Are There Gilded Age Mansions Left?

You can still see and even visit some of the most opulent examples of Gilded Age domicile excess today. In New York City, for example, you can drive past the Vanderbilts’ Plant House, the Carnegie Mansion, the Morgan House, and others, if you know where to look.

What Was the Worst Scandal of the Gilded Age?

The Gilded Age gave birth to enough scandals to create competition for the worst of the lot, but many historians agree that the transcontinental railroad scandal was the cream of the crop, so to speak.

The federal government, in deciding to underwrite a transcontinental railroad, created an opportunity for corruption that it did not anticipate. As builder of the railroad, the Union Pacific company engaged in price fixing and bribery that affected members of the Ulysses S. Grant presidential administration.

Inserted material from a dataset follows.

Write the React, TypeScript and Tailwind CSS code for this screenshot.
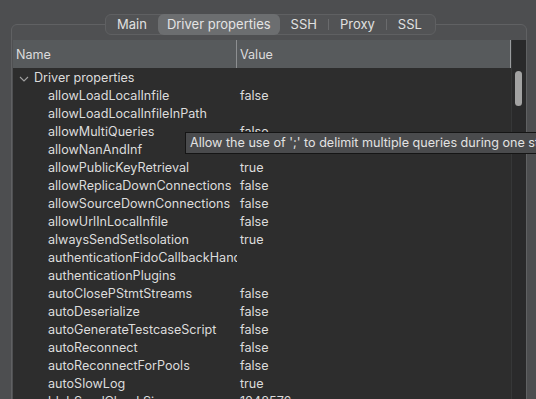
import React from "react";

const rows: [string, string][] = [
  ["allowLoadLocalInfile", "false"],
  ["allowLoadLocalInfileInPath", ""],
  ["allowMultiQueries", "false"],
  ["allowNanAndInf", ""],
  ["allowPublicKeyRetrieval", "true"],
  ["allowReplicaDownConnections", "false"],
  ["allowSourceDownConnections", "false"],
  ["allowUrlInLocalInfile", "false"],
  ["alwaysSendSetIsolation", "true"],
  ["authenticationFidoCallbackHandler", ""],
  ["authenticationPlugins", ""],
  ["autoClosePStmtStreams", "false"],
  ["autoDeserialize", "false"],
  ["autoGenerateTestcaseScript", "false"],
  ["autoReconnect", "false"],
  ["autoReconnectForPools", "false"],
  ["autoSlowLog", "true"],
  ["blobSendChunkSize", "1048576"],
];

const tabs = ["Main", "Driver properties", "SSH", "Proxy", "SSL"];

export default function App() {
  return (
    <div
      className="relative w-[536px] h-[399px] overflow-hidden bg-[#4d4e50] text-[12.6px] text-[#dcdcdc]"
      style={{ fontFamily: "Inter, 'Noto Sans', sans-serif" }}
    >
      <div className="pt-[24px]">
        <div className="ml-[11px] w-[516px] h-[400px] border border-[#606163] rounded-[6px] bg-[#4f5052] pt-[15px] pl-px">
          <div className="flex h-[400px]">
            <div className="w-[498px] flex flex-col">
              <div className="flex h-[28px] bg-[#575a5c] items-center">
                <div className="w-[224px] pl-[3px] pt-[2px] h-full flex items-center border-r border-[#8d8f91]">
                  Name
                </div>
                <div className="flex-1 pl-[3px] pt-[2px] h-full flex items-center border-r border-[#9a9c9e]">
                  Value
                </div>
              </div>
              <div className="flex-1 bg-[#2d2d2d] flex flex-col pt-[1px]">
                <div className="h-[18px] flex items-center pt-[1px]">
                  <svg width="20" height="18" viewBox="0 0 20 18" className="ml-[3px] shrink-0">
                    <polyline points="4,7 8,11 12,7" fill="none" stroke="#a0a0a0" strokeWidth="1.1" />
                  </svg>
                  <span className="whitespace-nowrap ml-[-2px]">Driver properties</span>
                </div>
                {rows.map(([n, v]) => (
                  <div key={n} className="h-[18px] flex items-center pt-[1px]">
                    <div className="w-[224px] pl-[35px] overflow-hidden whitespace-nowrap">{n}</div>
                    <div className="pl-[3px] whitespace-nowrap">{v}</div>
                  </div>
                ))}
              </div>
            </div>
            <div className="w-[15px] bg-[#2a2a2b] border-l border-[#363738] relative">
              <div className="absolute left-[3px] top-[31px] w-[7px] h-[35px] rounded-full bg-[#a3a3a3]" />
            </div>
          </div>
        </div>
      </div>

      <div className="absolute left-[105px] top-[14px] w-[331px] h-[21px] rounded-[6px] border border-[#5f6062] bg-[#525355] flex items-center text-[13px]">
        {tabs.map((t, i) => {
          const sel = i === 1;
          const sep = i >= 3;
          return (
            <div key={t} className="flex items-center h-full">
              {sep && <div className="w-px h-[11px] bg-[#6a6b6d]" />}
              <div
                className={
                  sel
                    ? "h-[21px] -my-px px-[9px] flex items-center rounded-[6px] bg-[#6c6e70] text-[#e4e4e4]"
                    : "h-full px-[11px] flex items-center text-[#e0e0e0]"
                }
              >
                {t}
              </div>
            </div>
          );
        })}
      </div>

      <div className="absolute left-[185px] top-[132px] h-[22px] pl-[4px] pr-2 flex items-center whitespace-nowrap bg-[#4a4b4d] border border-[#151515] text-[#e2e2e2]">
        Allow the use of ';' to delimit multiple queries during one statement
      </div>
    </div>
  );
}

The corruption was uncovered by investigators, bringing the scheme to an end.

When Did the Gilded Age Start and End?

The Gilded Age in America refers to the period from the end of Reconstruction to the turn of the century (1870 to 1901). Some extend the period into the early 1900s, but most agree that the beginning of the Progressive Era in the early 1900s is the ultimate ending point.

The Bottom Line

The Gilded Age was critical to the growth of the United States by introducing industrialization and technological advances. It was also a time of political turmoil, greed, and extreme income inequality. The U.S. became the most economically powerful country in the world due to the era. It was a time of unprecedented progress and unimaginable poverty.

The wealth gap between the Rockefellers, Carnegies, Morgans, and Vanderbilts and the rest of the country was palpable. With wealth came greed. With innovation came corruption. Muckrakers, the first investigative journalists, helped uncover the graft, and unions helped labor even the playing field. Ultimately, this “best and worst” of times became another important chapter in the American saga.